Thursday, 15 January 2009

My untidy kitchen #1

I go through the post every day and deal with anything that looks as though we might get evicted if I ignore it (or leave it for Stephen, which comes to the same thing). I also open anything handwritten, just in case it's a party invitation or a birth announcement or something else that's fun and exciting and suggestive of a life beyond excavating cold Ready Brek from the floorboard gaps. Everything else gets left in a pile, which gets bigger and bigger until Stephen knocks it over and gets annoyed.

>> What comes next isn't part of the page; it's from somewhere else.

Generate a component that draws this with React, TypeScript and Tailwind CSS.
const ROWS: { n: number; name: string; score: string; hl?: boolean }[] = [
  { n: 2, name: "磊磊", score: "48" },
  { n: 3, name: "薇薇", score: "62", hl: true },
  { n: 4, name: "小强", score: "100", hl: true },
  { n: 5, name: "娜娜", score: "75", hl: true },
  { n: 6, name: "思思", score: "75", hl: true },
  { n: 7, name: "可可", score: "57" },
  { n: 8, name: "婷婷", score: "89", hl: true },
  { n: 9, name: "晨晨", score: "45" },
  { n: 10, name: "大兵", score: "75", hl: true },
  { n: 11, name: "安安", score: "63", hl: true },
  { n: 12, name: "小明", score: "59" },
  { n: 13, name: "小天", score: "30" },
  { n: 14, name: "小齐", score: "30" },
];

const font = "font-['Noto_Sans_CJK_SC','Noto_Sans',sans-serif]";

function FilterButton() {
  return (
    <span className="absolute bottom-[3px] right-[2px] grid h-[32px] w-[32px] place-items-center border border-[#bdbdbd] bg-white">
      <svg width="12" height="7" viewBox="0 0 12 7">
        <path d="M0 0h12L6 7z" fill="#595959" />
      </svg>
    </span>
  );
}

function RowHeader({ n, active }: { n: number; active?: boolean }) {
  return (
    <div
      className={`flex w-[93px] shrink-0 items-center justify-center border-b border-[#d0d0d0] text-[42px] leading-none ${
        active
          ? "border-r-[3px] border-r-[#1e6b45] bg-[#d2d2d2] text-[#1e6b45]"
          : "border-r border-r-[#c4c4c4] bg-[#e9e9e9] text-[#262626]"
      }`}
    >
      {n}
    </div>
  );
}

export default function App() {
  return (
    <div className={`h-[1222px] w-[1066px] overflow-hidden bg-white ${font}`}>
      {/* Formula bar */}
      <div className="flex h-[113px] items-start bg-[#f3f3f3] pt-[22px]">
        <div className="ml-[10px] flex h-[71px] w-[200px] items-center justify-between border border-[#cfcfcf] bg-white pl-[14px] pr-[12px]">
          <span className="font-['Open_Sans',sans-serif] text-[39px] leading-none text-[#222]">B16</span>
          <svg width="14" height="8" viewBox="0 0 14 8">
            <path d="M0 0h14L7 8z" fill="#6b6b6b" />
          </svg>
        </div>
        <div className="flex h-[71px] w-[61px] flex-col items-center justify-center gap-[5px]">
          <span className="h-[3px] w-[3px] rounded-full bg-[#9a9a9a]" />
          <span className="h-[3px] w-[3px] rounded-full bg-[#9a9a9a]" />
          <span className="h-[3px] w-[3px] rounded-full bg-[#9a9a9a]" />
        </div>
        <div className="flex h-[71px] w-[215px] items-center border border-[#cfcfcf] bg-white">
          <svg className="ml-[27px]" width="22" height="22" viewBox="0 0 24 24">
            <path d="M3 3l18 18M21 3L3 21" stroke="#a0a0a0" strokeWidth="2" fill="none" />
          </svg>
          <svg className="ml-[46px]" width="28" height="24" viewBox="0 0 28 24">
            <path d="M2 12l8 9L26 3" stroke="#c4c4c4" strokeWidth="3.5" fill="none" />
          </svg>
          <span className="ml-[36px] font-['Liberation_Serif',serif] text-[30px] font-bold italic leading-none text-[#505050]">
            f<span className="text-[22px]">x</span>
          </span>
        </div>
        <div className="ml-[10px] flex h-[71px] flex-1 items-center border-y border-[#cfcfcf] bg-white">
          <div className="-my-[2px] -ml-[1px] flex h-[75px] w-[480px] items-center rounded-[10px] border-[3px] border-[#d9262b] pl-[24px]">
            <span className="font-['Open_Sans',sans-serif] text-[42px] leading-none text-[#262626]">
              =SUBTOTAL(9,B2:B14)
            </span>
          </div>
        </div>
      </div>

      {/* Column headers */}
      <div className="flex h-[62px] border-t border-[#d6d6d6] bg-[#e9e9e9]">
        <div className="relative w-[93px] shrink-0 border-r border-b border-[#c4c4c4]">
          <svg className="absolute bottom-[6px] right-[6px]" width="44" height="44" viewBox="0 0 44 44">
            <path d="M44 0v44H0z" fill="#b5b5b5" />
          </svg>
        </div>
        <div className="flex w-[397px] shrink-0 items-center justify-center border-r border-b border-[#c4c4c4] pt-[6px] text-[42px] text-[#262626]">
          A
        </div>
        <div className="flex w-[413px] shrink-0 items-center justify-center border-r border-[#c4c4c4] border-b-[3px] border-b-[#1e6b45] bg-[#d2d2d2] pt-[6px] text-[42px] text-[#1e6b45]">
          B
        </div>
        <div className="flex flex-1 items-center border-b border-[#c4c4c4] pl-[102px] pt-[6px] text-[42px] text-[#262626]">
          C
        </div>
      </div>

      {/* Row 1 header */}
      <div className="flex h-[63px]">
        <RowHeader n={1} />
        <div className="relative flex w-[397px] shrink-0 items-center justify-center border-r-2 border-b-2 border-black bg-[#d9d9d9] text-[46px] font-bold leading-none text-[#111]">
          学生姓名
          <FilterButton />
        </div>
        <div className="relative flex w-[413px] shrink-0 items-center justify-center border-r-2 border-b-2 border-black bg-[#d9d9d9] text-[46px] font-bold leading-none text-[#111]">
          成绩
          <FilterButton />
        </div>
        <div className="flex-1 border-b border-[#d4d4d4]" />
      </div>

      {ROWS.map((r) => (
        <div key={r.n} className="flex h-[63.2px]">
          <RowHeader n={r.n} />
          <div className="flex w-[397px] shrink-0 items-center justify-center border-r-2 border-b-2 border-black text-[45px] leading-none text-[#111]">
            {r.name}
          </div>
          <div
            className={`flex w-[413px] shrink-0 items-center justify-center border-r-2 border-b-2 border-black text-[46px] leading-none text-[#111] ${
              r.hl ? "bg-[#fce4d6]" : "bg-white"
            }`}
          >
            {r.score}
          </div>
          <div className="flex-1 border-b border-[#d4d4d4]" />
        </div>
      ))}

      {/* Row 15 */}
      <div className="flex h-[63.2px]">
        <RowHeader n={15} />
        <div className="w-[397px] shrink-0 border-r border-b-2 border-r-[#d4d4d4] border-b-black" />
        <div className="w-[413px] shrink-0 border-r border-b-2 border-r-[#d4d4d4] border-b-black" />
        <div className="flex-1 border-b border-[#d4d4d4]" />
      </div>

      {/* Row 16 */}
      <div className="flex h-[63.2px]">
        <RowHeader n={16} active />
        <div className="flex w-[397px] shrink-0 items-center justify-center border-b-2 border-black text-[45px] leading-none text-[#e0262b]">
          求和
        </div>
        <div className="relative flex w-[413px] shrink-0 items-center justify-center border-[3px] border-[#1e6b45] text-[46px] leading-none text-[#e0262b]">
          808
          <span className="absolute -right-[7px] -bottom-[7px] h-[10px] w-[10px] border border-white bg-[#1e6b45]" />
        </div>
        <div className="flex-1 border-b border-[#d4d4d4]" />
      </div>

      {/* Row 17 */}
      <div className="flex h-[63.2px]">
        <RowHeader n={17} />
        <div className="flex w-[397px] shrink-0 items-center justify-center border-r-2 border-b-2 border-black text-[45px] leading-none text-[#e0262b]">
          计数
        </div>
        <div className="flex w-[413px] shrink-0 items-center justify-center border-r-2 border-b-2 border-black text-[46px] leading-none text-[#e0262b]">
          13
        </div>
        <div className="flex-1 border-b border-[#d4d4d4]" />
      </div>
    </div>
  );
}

'Why do you keep this stuff?' he asks, brandishing charity appeals and catalogues and invitations to sale previews and exclusive offers on credit cards (yes, they're still sending them out - don't they read the papers?) and once-in-a-lifetime opportunities to consolidate all my debts into one easy monthly repayment (Note to Advertisers: There is NO SUCH THING as an easy monthly repayment.)

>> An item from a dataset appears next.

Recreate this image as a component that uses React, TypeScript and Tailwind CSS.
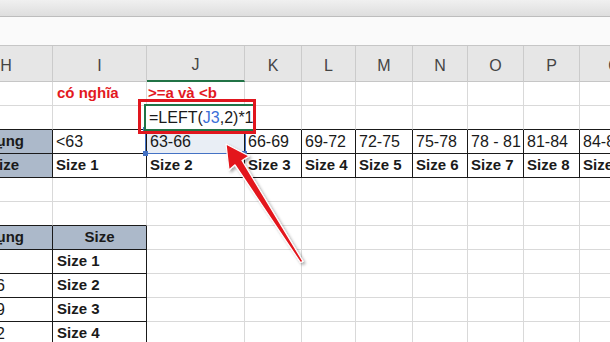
import React from 'react';

const cols = [
    { key: 'H', w: 'w-[93px]' },
    { key: 'I', w: 'w-[94px]' },
    { key: 'J', w: 'w-[98px]' },
    { key: 'K', w: 'w-[57px]' },
    { key: 'L', w: 'w-[54px]' },
    { key: 'M', w: 'w-[57px]' },
    { key: 'N', w: 'w-[55px]' },
    { key: 'O', w: 'w-[56px]' },
    { key: 'P', w: 'w-[56px]' },
    { key: 'Q', w: 'w-[70px]' },
];

const ranges = ['', '<63', '63-66', '66-69', '69-72', '72-75', '75-78', '78 - 81', '81-84', '84-87'];
const sizes = ['Size', 'Size 1', 'Size 2', 'Size 3', 'Size 4', 'Size 5', 'Size 6', 'Size 7', 'Size 8', 'Size 9'];

type CellProps = {
    w: string;
    children?: React.ReactNode;
    className?: string;
};

function Cell({ w, children, className = '' }: CellProps) {
    return (
        <div className={`${w} h-full shrink-0 flex items-center overflow-hidden whitespace-nowrap border-r border-b ${className}`}>
            {children}
        </div>
    );
}

function Row({ children }: { children: React.ReactNode }) {
    return <div className="flex h-[24px]">{children}</div>;
}

export default function App() {
    const grid = 'border-[#d9d9d9]';
    const dark = 'border-[#1a1a1a]';
    const lowerRows = [
        { h: '', i: 'Size 1' },
        { h: '63-66', i: 'Size 2' },
        { h: '66-69', i: 'Size 3' },
        { h: '69-72', i: 'Size 4' },
    ];

    return (
        <div className="w-[610px] h-[342px] overflow-hidden bg-white relative font-['Liberation_Sans',Arial,sans-serif] text-[15px] text-[#1a1a1a]">
            {/* ribbon edge + formula bar */}
            <div className="h-[17px] bg-gradient-to-b from-[#f0f0f0] to-[#dedede] border-b border-[#bdbdbd]" />
            <div className="h-[29px] bg-[#fafafa] border-b border-[#c6c6c6]" />

            <div className="ml-[-40px]">
                {/* column headers */}
                <div className="flex h-[36px] bg-[#e6e6e6]">
                    {cols.map((c) => (
                        <div
                            key={c.key}
                            className={`${c.w} h-full shrink-0 flex items-center justify-center pt-[4px] border-r border-[#cbcbcb] text-[16px] text-[#444] ${c.key === 'J' ? 'border-b-2 border-b-[#217346]' : 'border-b border-b-[#c6c6c6]'}`}
                        >
                            {c.key}
                        </div>
                    ))}
                </div>

                {/* row 1 */}
                <Row>
                    {cols.map((c) => (
                        <Cell key={c.key} w={c.w} className={grid}>
                            {c.key === 'I' && <span className="pl-[4px] font-bold text-[#e3191f]">có nghĩa</span>}
                            {c.key === 'J' && <span className="pl-[1px] font-bold text-[#e3191f]">&gt;=a và &lt;b</span>}
                        </Cell>
                    ))}
                </Row>

                {/* row 2 */}
                <Row>
                    {cols.map((c) => (
                        <Cell key={c.key} w={c.w} className={`${grid} border-b-[#1a1a1a]`} />
                    ))}
                </Row>

                {/* row 3 */}
                <Row>
                    {cols.map((c, idx) =>
                        c.key === 'H' ? (
                            <Cell key={c.key} w={c.w} className={`${dark} bg-[#acb9ca] justify-end pr-[28px] font-bold`}>
                                Vòng bụng
                            </Cell>
                        ) : (
                            <Cell key={c.key} w={c.w} className={`${dark} text-[16px] ${c.key === 'J' ? 'bg-[#e9eef5]' : ''}`}>
                                <span className="pl-[3px]">{ranges[idx]}</span>
                            </Cell>
                        ),
                    )}
                </Row>

                {/* row 4 */}
                <Row>
                    {cols.map((c, idx) =>
                        c.key === 'H' ? (
                            <Cell key={c.key} w={c.w} className={`${dark} bg-[#acb9ca] justify-end pr-[33px] font-bold`}>
                                Size
                            </Cell>
                        ) : (
                            <Cell key={c.key} w={c.w} className={`${dark} font-bold`}>
                                <span className="pl-[3px]">{sizes[idx]}</span>
                            </Cell>
                        ),
                    )}
                </Row>

                {/* rows 5-6 */}
                {[5, 6].map((r) => (
                    <Row key={r}>
                        {cols.map((c) => (
                            <Cell
                                key={c.key}
                                w={c.w}
                                className={`${grid} ${r === 6 && (c.key === 'H' || c.key === 'I') ? 'border-b-[#1a1a1a]' : ''}`}
                            />
                        ))}
                    </Row>
                ))}

                {/* lower table header */}
                <Row>
                    {cols.map((c) =>
                        c.key === 'H' ? (
                            <Cell key={c.key} w={c.w} className={`${dark} bg-[#acb9ca] justify-end pr-[28px] font-bold`}>
                                Vòng bụng
                            </Cell>
                        ) : c.key === 'I' ? (
                            <Cell key={c.key} w={c.w} className={`${dark} bg-[#acb9ca] justify-center font-bold`}>
                                Size
                            </Cell>
                        ) : (
                            <Cell key={c.key} w={c.w} className={grid} />
                        ),
                    )}
                </Row>

                {lowerRows.map((lr, n) => (
                    <Row key={n}>
                        {cols.map((c) =>
                            c.key === 'H' ? (
                                <Cell key={c.key} w={c.w} className={`${dark} text-[16px]`}>
                                    <span className="pl-[4px]">{lr.h}</span>
                                </Cell>
                            ) : c.key === 'I' ? (
                                <Cell key={c.key} w={c.w} className={`${dark} font-bold`}>
                                    <span className="pl-[4px]">{lr.i}</span>
                                </Cell>
                            ) : (
                                <Cell key={c.key} w={c.w} className={grid} />
                            ),
                        )}
                    </Row>
                ))}
            </div>

            {/* J3 reference highlight */}
            <div className="absolute left-[145px] top-[129px] w-[101px] h-[25px] border border-[#4472c4]" />
            {[
                'left-[143px] top-[127px]',
                'left-[242px] top-[127px]',
                'left-[143px] top-[151px]',
                'left-[242px] top-[151px]',
            ].map((p) => (
                <div key={p} className={`absolute ${p} w-[5px] h-[5px] bg-[#4472c4]`} />
            ))}

            {/* J2 being edited: text runs past the cell edge */}
            <div className="absolute left-[144px] top-[104px] w-[109px] h-[27px] bg-white border-2 border-r-0 border-[#217346] flex items-center pl-[3px] whitespace-nowrap text-[16px]">
                <span>
                    =LEFT(<span className="text-[#3a6fd8]">J3</span>,2)*1
                </span>
            </div>

            {/* red callout box */}
            <div className="absolute left-[138px] top-[99px] w-[118px] h-[35px] border-[3px] border-[#e0161e]" />

            {/* arrow */}
            <svg className="absolute left-0 top-0 w-[610px] h-[342px] pointer-events-none" viewBox="0 0 610 342">
                <defs>
                    <filter id="sh" x="-20%" y="-20%" width="140%" height="140%">
                        <feDropShadow dx="2" dy="2" stdDeviation="1.5" floodColor="#000" floodOpacity="0.35" />
                    </filter>
                </defs>
                <polygon
                    points="226,144 249,156 242,160.5 303,261.5 300.5,262.5 235,164.8 229,170"
                    fill="#e3161d"
                    stroke="#fff"
                    strokeWidth="1.2"
                    strokeLinejoin="round"
                    filter="url(#sh)"
                />
            </svg>
        </div>
    );
}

And instead of saying, 'Why don't you go through the post, Stephen?' I find myself putting forward one or more of the following arguments:
  • I am going to do craft projects with the children and we need the pictures
  • I may want to buy hand-crafted door knobs or macrame owl wall hangings one day
  • I am vastly concerned with the plight of innocent kittens
  • There might be something important in the pile
  • The item in question was addressed to him and it's against my principles to open anything addressed to anyone else or make decisions about its ultimate fate.
None of which make any impression. I throw it all away in a fit of pique and the whole cycle starts again.
And just after I've thrown it all away, I decide that a macrame owl wall hanging would be a perfect present for Stephen's elderly aunt, and then remember half way through going through the bin that Stephen doesn't have an elderly aunt, and feel irritated with Stephen. After all, he was the one who knocked the pile over.